OBJECTIVE:
Locate and copy all lines bearing the word "styles".

RECORDS PROVIDED:
## START
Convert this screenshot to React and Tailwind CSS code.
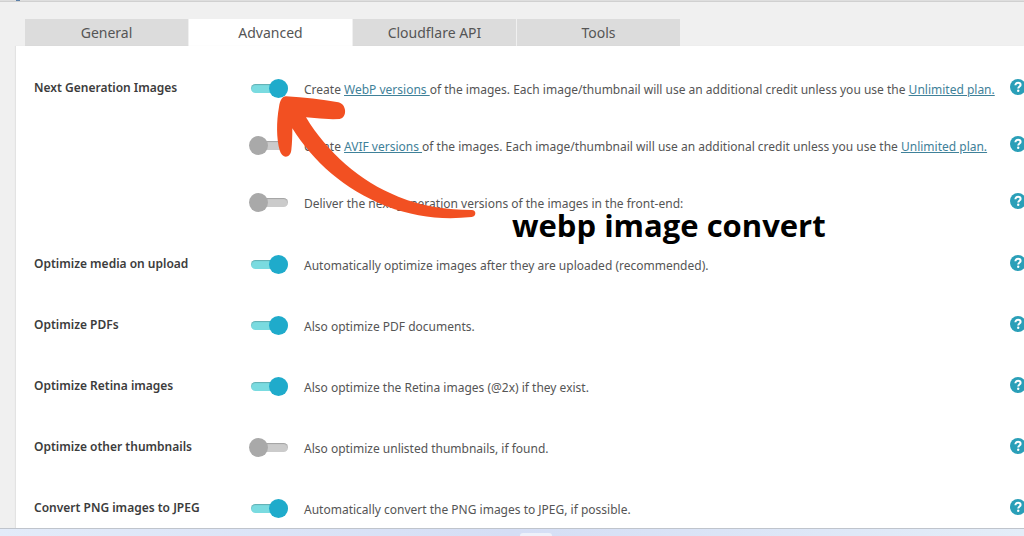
## END
## START
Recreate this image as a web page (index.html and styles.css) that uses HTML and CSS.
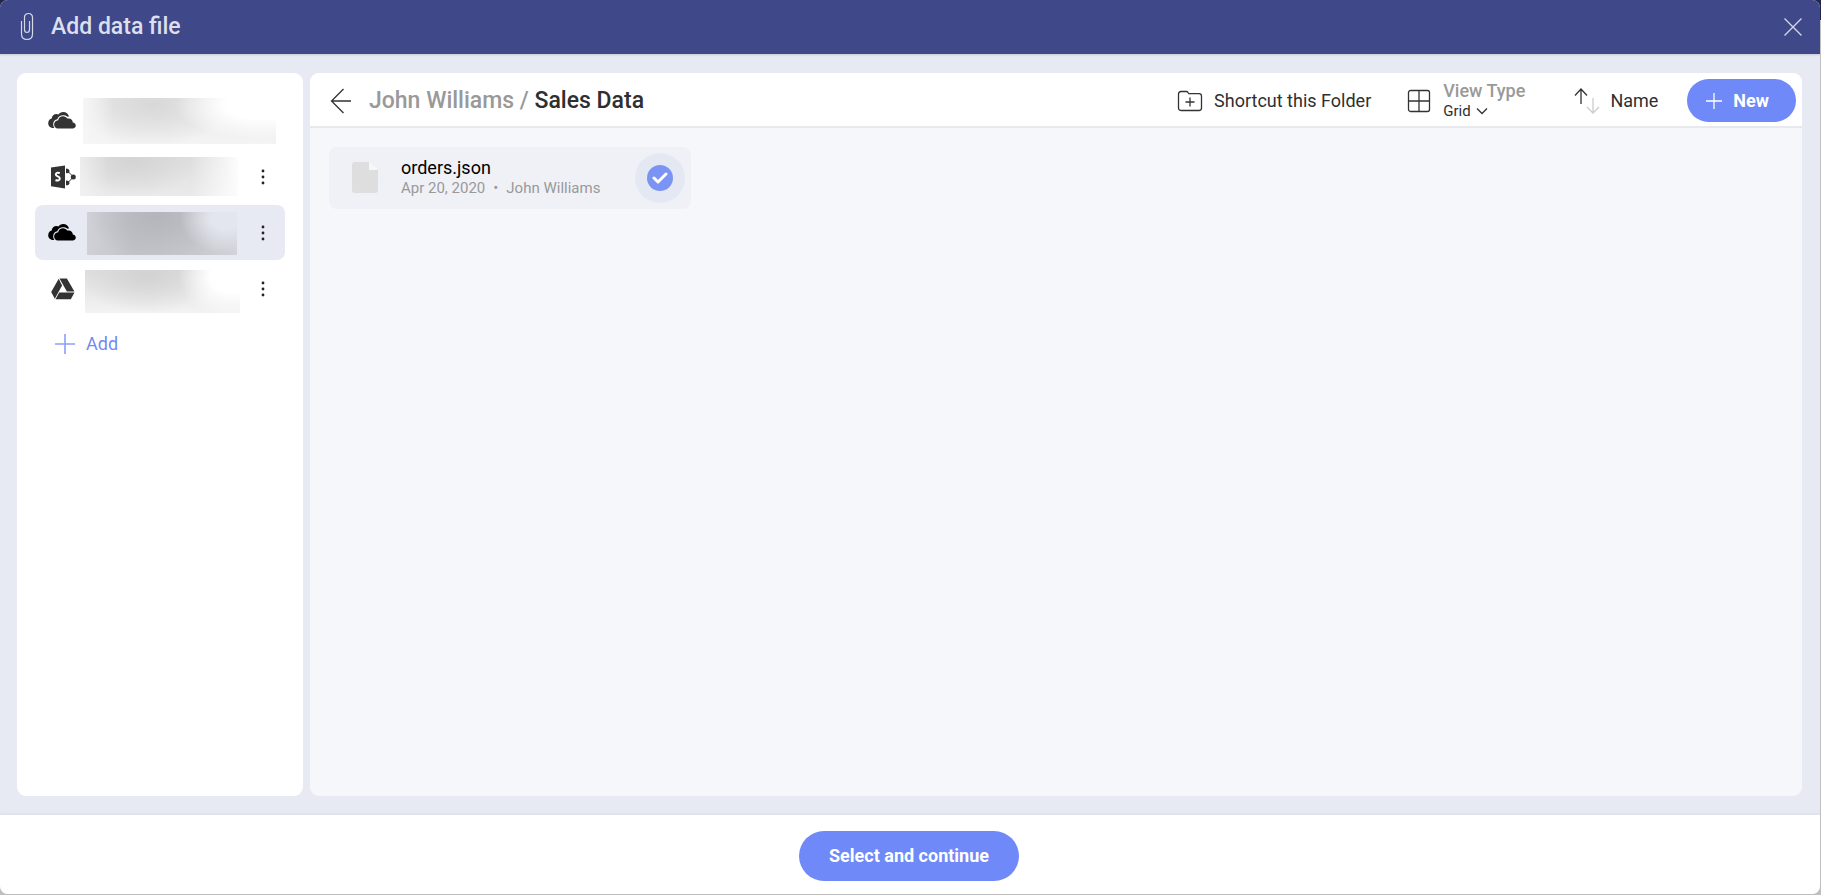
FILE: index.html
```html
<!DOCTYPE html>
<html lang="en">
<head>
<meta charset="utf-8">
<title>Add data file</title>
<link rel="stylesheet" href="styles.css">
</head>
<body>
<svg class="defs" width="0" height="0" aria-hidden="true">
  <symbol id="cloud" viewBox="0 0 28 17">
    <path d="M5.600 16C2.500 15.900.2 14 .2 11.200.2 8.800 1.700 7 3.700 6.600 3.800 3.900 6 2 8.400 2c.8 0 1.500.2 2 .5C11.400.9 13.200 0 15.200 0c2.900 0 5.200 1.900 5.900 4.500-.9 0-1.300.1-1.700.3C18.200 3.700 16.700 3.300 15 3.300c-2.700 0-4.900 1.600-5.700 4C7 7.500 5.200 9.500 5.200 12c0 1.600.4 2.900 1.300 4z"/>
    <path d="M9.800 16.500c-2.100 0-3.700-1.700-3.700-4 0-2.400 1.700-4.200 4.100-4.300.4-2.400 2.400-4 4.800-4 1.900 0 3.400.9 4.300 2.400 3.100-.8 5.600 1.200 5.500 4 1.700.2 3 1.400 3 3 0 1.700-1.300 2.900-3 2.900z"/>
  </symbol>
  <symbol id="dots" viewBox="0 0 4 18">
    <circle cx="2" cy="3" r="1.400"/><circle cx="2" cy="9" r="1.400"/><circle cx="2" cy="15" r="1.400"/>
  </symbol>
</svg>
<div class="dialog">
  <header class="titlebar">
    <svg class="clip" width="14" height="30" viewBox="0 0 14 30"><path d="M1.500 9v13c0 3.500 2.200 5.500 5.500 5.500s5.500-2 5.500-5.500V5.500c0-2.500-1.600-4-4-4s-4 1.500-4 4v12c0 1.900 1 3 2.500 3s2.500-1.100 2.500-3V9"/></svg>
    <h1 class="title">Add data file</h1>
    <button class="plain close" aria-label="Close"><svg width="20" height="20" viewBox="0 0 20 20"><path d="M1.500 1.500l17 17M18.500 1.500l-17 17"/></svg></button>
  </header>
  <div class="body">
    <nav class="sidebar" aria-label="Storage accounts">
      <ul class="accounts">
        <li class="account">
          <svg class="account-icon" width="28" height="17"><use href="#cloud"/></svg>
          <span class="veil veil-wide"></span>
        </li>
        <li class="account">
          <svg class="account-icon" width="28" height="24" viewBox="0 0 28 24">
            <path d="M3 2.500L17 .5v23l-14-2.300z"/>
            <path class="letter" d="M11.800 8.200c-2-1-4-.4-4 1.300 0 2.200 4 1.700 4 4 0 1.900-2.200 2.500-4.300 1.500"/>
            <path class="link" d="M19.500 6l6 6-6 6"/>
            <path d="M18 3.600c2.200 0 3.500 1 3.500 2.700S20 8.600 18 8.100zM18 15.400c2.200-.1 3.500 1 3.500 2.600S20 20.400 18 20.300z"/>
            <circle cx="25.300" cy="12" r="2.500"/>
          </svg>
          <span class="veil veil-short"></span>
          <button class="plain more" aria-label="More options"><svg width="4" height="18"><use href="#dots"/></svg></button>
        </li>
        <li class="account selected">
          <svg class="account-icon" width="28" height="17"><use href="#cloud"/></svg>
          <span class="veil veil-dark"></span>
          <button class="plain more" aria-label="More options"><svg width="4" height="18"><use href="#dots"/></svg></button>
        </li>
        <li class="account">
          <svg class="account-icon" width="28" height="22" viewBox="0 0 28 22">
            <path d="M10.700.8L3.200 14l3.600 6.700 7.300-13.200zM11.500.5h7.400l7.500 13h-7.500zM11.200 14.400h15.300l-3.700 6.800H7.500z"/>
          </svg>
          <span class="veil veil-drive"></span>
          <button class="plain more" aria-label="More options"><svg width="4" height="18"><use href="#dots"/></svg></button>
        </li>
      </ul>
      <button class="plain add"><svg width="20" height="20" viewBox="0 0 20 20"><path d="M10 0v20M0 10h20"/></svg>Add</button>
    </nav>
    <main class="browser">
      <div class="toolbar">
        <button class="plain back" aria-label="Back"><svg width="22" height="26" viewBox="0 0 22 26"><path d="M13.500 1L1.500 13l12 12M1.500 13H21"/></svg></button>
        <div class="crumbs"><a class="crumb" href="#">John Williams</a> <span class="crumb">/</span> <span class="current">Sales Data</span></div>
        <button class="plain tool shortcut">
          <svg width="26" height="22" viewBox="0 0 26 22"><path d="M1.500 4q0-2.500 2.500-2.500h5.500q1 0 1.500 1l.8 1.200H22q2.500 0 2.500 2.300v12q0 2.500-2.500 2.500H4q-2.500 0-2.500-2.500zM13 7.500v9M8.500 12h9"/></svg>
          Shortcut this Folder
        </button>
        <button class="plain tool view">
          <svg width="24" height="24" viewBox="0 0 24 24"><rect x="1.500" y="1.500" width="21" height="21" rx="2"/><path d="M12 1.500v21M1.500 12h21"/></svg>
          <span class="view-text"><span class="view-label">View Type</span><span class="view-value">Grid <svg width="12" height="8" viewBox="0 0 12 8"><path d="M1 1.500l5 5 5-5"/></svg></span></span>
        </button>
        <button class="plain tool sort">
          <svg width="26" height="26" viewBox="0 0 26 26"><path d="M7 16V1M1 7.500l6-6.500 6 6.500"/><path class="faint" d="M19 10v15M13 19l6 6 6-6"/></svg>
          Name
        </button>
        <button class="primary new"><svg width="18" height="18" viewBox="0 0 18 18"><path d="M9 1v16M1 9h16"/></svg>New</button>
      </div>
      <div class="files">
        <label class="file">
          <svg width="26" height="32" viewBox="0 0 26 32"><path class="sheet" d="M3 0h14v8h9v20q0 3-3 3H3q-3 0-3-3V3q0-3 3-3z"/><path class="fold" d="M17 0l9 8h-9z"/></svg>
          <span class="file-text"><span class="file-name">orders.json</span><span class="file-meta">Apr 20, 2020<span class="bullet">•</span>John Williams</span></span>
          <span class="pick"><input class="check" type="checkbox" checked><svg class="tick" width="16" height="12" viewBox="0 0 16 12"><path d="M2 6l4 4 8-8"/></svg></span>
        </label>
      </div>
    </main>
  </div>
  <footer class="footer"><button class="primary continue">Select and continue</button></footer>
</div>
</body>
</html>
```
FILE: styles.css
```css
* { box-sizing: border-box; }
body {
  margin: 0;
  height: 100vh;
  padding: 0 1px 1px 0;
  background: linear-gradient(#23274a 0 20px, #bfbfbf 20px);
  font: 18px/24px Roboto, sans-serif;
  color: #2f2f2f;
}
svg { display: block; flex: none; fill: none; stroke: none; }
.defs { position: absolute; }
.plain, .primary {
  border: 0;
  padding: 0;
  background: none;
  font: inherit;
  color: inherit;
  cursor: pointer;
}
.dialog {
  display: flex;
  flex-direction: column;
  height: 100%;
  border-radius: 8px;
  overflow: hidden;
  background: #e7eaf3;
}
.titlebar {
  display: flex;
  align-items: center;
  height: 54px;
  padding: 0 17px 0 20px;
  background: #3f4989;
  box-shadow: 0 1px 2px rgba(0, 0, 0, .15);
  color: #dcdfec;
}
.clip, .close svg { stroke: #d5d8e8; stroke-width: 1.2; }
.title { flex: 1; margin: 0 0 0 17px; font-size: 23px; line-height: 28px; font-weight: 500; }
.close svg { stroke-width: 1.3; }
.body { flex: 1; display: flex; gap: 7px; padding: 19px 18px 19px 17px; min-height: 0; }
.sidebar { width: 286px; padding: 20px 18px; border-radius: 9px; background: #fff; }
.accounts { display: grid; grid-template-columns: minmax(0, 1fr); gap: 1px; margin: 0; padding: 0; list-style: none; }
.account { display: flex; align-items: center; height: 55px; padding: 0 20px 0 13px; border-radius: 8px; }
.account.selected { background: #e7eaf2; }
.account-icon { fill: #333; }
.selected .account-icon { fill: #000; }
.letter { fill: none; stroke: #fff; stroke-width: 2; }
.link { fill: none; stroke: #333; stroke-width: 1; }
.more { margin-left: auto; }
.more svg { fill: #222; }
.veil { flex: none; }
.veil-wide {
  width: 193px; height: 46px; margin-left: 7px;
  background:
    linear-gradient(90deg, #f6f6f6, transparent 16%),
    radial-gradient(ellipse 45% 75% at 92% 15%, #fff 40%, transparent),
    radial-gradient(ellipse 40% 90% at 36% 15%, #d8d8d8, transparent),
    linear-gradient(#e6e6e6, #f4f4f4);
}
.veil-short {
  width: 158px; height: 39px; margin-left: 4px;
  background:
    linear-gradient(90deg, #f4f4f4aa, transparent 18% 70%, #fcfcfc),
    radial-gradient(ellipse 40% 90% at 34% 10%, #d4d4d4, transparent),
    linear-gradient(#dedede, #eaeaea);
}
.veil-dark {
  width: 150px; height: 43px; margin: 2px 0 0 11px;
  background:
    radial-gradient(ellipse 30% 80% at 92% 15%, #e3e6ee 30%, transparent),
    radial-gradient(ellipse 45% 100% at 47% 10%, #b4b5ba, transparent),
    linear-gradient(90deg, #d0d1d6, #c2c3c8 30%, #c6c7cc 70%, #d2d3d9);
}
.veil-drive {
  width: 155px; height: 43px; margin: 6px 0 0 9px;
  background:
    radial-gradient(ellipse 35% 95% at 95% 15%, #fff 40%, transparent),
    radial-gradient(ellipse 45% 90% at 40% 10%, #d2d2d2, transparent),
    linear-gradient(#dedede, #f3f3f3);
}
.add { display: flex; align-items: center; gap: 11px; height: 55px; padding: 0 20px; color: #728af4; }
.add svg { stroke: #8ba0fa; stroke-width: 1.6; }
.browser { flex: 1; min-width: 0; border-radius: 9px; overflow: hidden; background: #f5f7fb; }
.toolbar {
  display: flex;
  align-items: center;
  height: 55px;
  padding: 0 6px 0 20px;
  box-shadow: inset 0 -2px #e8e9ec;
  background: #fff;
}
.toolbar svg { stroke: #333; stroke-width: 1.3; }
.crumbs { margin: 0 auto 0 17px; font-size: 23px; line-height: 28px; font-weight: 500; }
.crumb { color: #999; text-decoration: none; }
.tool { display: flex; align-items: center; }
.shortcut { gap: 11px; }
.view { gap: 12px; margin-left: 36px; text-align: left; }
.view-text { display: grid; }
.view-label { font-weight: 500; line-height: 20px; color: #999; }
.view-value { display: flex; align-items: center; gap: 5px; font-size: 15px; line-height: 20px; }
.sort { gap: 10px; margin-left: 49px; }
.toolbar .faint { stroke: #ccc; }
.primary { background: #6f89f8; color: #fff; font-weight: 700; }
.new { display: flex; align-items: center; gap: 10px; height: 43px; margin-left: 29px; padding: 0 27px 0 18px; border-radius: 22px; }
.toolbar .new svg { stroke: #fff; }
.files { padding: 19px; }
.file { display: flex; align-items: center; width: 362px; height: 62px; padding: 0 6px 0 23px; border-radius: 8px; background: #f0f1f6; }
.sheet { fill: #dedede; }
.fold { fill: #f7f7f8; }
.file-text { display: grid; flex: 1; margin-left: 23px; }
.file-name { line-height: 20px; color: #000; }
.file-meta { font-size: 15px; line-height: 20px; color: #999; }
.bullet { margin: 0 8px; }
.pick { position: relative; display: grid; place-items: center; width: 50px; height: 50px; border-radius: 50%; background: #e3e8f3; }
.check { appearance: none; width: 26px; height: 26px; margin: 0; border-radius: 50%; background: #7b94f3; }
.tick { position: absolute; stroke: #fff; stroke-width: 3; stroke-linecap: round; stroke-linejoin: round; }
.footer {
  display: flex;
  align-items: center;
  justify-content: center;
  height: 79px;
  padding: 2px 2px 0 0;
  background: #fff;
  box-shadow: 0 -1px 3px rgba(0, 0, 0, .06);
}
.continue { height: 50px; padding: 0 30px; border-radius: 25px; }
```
## END
SOLUTION FOR THIS PROBLEM:
Recreate this image as a web page (index.html and styles.css) that uses HTML and CSS.
<link rel="stylesheet" href="styles.css">
FILE: styles.css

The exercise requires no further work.